Kubelet and Pod Lifecycle
After a Pod is bound to a node, the kubelet:
- creates the Pod sandbox and network namespace,
- asks the CNI plugin to attach networking,
- pulls images through the runtime,
- mounts volumes,
- starts containers,
- runs startup, readiness, and liveness probes,
- reports Pod and Node status.
Readiness controls whether a Pod should receive Service traffic. Liveness controls whether kubelet restarts a container. Startup probes protect slow-starting apps from premature liveness failures.
CRDs and Operators
CustomResourceDefinitions extend the Kubernetes API with new resource types. Operators are controllers that reconcile those custom resources into real infrastructure state.
Examples:
- ExternalDNS watches Services, Ingresses, Gateways, or custom sources and reconciles provider DNS records.
- Rook watches Ceph custom resources and reconciles Ceph daemons, pools, and CSI integration.
- CloudNativePG watches PostgreSQL cluster resources and reconciles Pods, failover, backups, and services.
Operator-managed systems have two layers of truth: the Kubernetes object status and the underlying system status. During incidents, inspect both. A custom resource can be accepted by the API while the operator cannot satisfy it because of storage, credentials, permissions, admission policy, or external API failures.
Finalizers
Finalizers are strings on metadata that block deletion until cleanup is done. They are useful for cloud resources, PV cleanup, external DNS records, and operator-managed state. A stuck finalizer means the object has a deletion timestamp but a controller has not removed the finalizer.
Conditions
Modern Kubernetes APIs use conditions to explain state. A condition usually has:
typestatusreasonmessagelastTransitionTime
Read conditions before guessing. They are the controller’s explanation of what it sees.
Commands
kubectl get pods --all-namespaces
kubectl describe pod <pod-name>
kubectl explain deployment.spec
kubectl get deployment <name> -o yaml
kubectl get pod <pod-name> -o jsonpath='{.status.conditions}'
Failure Patterns
| Symptom | Likely Layer | Command Evidence |
|---|---|---|
| Pod stays Pending | Scheduler | Events, resource requests, taints, PVC binding, node selectors |
| Pod starts but gets no traffic | Service readiness | Readiness probe, EndpointSlices, labels/selectors |
| Pod is Terminating forever | Finalizers or node issue | Metadata finalizers, kubelet reachability, volume detach |
| Deployment rollout stalls | Deployment/ReplicaSet | kubectl rollout status, maxUnavailable, failing new Pods |
| StatefulSet replacement stuck | Storage or identity | PVC state, volume attachment, ordered rollout |
| Custom resource accepted but nothing happens | Operator | Operator logs, CR conditions, RBAC, webhook, external API credentials |
| Pod evicted under pressure | Node/kubelet | QoS class, node conditions, ephemeral storage, memory pressure |
Study Cards
What is the smallest deployable unit in Kubernetes?

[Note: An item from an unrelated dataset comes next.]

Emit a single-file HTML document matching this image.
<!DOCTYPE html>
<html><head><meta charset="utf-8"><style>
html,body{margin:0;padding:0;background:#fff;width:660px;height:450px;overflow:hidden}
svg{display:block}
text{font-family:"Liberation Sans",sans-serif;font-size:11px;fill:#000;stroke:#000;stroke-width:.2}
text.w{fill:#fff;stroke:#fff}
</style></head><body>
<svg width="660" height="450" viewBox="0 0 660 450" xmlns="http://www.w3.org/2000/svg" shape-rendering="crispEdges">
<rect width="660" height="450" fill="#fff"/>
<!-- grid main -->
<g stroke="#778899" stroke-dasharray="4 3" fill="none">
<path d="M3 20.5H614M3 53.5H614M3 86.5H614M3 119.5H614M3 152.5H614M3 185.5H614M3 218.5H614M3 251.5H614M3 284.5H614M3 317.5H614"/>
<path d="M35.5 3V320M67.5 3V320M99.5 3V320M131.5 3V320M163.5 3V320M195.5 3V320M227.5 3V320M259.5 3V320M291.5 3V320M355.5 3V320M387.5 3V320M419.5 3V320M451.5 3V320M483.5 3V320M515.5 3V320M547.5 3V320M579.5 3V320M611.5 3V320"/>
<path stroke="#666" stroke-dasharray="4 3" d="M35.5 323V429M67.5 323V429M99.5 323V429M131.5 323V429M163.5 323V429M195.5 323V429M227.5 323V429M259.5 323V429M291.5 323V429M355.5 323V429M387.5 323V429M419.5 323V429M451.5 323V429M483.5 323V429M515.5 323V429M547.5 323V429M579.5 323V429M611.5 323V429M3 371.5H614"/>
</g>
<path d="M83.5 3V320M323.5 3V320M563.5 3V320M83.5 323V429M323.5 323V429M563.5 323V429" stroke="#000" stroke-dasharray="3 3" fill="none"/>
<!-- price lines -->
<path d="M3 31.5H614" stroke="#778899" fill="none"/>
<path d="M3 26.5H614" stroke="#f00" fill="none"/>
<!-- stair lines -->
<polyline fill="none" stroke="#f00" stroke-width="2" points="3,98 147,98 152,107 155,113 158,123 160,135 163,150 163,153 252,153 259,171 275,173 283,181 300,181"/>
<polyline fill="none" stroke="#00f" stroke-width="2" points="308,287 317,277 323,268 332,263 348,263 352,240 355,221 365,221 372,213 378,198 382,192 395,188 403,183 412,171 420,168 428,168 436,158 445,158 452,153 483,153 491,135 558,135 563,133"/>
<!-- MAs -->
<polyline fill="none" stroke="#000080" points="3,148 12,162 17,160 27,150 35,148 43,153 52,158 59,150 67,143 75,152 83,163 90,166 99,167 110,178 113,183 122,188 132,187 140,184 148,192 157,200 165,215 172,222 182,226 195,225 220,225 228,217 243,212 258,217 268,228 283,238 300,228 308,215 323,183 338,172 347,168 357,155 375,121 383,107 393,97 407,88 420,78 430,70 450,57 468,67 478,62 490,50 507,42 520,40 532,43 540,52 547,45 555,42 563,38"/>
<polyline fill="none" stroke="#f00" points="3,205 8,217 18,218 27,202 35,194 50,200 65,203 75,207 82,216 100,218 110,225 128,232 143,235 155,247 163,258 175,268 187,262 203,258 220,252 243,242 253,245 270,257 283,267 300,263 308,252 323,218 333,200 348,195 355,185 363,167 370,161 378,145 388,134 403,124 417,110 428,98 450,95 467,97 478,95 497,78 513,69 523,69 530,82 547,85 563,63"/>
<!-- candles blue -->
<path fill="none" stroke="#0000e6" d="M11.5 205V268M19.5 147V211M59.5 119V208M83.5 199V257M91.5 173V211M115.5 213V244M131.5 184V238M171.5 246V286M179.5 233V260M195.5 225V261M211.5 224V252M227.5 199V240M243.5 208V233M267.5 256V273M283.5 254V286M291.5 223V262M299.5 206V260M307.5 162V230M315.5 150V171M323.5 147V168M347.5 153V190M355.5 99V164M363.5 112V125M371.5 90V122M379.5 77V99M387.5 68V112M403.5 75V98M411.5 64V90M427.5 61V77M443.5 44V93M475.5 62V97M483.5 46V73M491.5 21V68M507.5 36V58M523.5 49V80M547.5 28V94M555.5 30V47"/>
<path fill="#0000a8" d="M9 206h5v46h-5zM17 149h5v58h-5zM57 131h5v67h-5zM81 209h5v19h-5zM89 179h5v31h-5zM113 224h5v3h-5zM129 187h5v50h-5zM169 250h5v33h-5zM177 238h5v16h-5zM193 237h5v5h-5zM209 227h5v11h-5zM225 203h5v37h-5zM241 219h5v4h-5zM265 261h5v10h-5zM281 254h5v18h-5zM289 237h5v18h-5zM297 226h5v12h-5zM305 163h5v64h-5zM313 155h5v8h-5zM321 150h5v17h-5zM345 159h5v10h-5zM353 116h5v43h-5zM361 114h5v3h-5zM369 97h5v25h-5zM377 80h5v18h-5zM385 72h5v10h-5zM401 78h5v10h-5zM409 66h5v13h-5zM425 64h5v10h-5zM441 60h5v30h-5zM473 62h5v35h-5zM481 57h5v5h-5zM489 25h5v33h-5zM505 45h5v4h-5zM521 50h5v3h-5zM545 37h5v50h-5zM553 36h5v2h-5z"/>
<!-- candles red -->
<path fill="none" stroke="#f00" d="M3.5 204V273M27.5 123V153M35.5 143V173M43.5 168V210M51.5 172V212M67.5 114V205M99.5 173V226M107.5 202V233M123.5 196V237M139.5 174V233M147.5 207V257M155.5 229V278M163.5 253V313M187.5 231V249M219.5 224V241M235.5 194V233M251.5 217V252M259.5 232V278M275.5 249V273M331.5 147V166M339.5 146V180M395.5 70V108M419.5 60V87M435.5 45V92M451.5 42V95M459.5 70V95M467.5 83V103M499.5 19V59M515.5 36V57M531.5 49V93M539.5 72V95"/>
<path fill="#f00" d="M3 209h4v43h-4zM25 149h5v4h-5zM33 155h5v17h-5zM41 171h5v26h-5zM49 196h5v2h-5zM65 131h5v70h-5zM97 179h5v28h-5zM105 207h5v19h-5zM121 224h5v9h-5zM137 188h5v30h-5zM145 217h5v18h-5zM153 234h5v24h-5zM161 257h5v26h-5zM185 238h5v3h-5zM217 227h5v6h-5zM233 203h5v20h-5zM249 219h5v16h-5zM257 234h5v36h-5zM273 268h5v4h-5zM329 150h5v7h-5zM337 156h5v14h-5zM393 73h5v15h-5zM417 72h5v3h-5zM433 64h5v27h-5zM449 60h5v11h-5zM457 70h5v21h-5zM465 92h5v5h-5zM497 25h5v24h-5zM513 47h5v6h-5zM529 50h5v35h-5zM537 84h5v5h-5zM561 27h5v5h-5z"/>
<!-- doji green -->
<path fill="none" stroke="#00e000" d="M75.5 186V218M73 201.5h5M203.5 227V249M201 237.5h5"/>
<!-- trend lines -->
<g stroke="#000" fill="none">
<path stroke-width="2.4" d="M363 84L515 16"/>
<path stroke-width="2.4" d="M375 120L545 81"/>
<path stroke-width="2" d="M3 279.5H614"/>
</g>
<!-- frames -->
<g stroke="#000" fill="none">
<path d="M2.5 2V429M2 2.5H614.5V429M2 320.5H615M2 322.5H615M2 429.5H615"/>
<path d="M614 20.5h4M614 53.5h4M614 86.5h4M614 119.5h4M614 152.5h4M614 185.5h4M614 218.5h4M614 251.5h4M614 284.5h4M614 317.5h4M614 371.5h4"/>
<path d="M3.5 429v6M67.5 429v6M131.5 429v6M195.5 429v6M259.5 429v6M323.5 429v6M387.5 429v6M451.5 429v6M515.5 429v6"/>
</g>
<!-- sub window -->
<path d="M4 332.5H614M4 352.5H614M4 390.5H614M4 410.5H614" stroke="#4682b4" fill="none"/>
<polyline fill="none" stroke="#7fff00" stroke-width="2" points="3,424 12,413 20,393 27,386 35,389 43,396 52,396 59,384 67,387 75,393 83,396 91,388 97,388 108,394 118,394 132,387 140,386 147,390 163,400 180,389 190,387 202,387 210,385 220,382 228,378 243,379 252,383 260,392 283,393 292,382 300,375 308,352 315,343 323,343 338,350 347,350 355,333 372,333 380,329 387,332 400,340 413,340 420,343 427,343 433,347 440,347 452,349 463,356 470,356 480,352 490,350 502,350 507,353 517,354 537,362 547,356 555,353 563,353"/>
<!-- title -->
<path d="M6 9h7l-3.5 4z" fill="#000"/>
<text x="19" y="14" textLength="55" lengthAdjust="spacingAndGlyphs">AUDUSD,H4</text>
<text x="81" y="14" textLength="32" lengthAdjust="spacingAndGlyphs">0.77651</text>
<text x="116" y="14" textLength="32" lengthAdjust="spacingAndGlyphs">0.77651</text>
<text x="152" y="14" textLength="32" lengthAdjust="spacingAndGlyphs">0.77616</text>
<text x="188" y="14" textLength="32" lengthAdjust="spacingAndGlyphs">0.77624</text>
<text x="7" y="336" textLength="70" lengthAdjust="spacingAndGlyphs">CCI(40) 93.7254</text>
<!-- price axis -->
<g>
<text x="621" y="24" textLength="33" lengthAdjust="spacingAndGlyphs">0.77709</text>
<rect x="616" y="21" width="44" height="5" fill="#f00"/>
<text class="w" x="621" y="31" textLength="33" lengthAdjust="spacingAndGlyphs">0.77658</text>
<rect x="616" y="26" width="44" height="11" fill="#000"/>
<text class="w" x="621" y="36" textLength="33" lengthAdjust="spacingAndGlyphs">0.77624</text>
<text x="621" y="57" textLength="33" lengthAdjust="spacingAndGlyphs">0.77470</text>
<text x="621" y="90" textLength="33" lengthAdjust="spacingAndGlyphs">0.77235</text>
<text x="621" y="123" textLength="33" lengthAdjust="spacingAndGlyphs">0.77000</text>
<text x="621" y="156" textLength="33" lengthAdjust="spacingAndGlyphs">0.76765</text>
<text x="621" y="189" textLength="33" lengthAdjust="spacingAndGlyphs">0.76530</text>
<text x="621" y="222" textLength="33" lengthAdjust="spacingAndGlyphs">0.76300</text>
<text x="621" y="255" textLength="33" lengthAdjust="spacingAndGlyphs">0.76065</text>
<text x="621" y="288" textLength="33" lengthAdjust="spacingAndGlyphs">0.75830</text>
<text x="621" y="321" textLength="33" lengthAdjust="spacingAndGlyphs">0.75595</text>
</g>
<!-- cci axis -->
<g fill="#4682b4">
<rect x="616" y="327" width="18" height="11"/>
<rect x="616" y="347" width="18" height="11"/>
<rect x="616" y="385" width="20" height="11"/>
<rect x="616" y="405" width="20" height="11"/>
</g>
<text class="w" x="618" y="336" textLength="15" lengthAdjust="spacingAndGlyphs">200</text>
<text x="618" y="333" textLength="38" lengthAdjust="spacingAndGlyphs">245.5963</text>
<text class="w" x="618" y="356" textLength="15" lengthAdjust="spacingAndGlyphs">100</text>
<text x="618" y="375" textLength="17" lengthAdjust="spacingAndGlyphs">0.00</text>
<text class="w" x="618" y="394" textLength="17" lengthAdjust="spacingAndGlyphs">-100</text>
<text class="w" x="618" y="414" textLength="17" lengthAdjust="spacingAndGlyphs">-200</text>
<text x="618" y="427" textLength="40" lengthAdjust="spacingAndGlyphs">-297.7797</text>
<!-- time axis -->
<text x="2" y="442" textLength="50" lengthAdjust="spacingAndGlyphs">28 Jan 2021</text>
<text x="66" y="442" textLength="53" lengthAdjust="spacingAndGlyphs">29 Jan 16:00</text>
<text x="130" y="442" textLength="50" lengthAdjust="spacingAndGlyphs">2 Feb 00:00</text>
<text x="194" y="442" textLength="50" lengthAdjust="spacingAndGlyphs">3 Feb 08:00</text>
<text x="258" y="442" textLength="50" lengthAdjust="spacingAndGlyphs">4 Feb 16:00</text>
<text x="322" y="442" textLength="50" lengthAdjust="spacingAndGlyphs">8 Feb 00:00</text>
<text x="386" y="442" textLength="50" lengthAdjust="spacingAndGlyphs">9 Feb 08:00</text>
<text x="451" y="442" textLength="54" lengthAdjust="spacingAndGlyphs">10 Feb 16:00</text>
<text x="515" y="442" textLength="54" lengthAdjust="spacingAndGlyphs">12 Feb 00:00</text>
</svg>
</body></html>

A Pod. It wraps one or more tightly coupled containers that share networking and storage context.
What is the difference between spec and status?
Spec is desired state. Status is observed state reported by controllers or node agents.

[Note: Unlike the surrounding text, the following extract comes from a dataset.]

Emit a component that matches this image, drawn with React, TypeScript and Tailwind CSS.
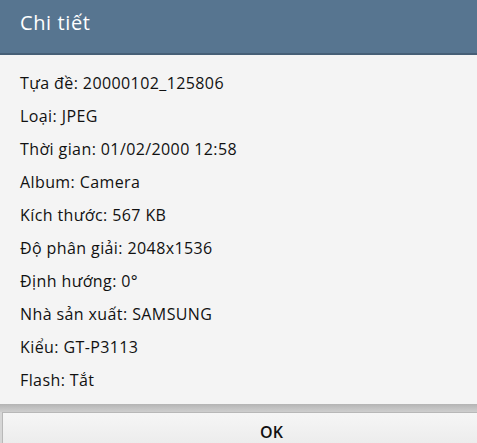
import React from 'react';

const rows: [string, string][] = [
  ['Tựa đề', '20000102_125806'],
  ['Loại', 'JPEG'],
  ['Thời gian', '01/02/2000 12:58'],
  ['Album', 'Camera'],
  ['Kích thước', '567 KB'],
  ['Độ phân giải', '2048x1536'],
  ['Định hướng', '0°'],
  ['Nhà sản xuất', 'SAMSUNG'],
  ['Kiểu', 'GT-P3113'],
  ['Flash', 'Tắt'],
];

const App: React.FC = () => {
  return (
    <div className="w-[477px] h-[443px] overflow-hidden bg-[#f4f4f4] flex flex-col font-['Open_Sans',sans-serif]">
      {/* Title bar */}
      <div className="h-[55px] shrink-0 bg-[#577590] border-b-2 border-[#465f76] flex items-center pl-5">
        <span className="text-white text-[20px] tracking-[0.6px] -mt-2">Chi tiết</span>
      </div>

      {/* Details */}
      <div className="pt-[11px] pb-[7px] pl-5 text-[#111] text-[16px] tracking-[0.4px]">
        {rows.map(([k, v]) => (
          <div key={k} className="h-[33.1px] flex items-center">
            {k}: {v}
          </div>
        ))}
      </div>

      {/* Button bar */}
      <div className="h-[8px] shrink-0 bg-gradient-to-b from-[#b4b4b4] to-[#cfcfcf]" />
      <div className="flex-1 bg-[#d6d6d6] pl-[2px]">
        <button className="w-[538px] h-full bg-gradient-to-b from-[#f6f6f6] to-[#ececec] border-l border-t border-[#b8b8b8] text-[#111] font-semibold text-[16px] flex justify-center pt-[7px]">
          OK
        </button>
      </div>
    </div>
  );
};

export default App;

Does the scheduler start containers?
No. It binds Pods to nodes. The kubelet on the selected node starts containers.
What does admission do in Kubernetes?
Admission plugins and webhooks can default, mutate, validate, or reject API requests before they are persisted.
What is a CRD?
A CustomResourceDefinition extends the Kubernetes API with a new resource type that controllers or operators can reconcile.
What does Kubernetes QoS affect?
QoS class influences eviction priority under node pressure and depends on container CPU and memory requests and limits.
Why can a Kubernetes object be stuck deleting?
A finalizer may be waiting for a controller to finish cleanup before the API server removes the object.
What does readiness affect?
Whether a Pod endpoint should receive Service traffic. It is separate from process liveness.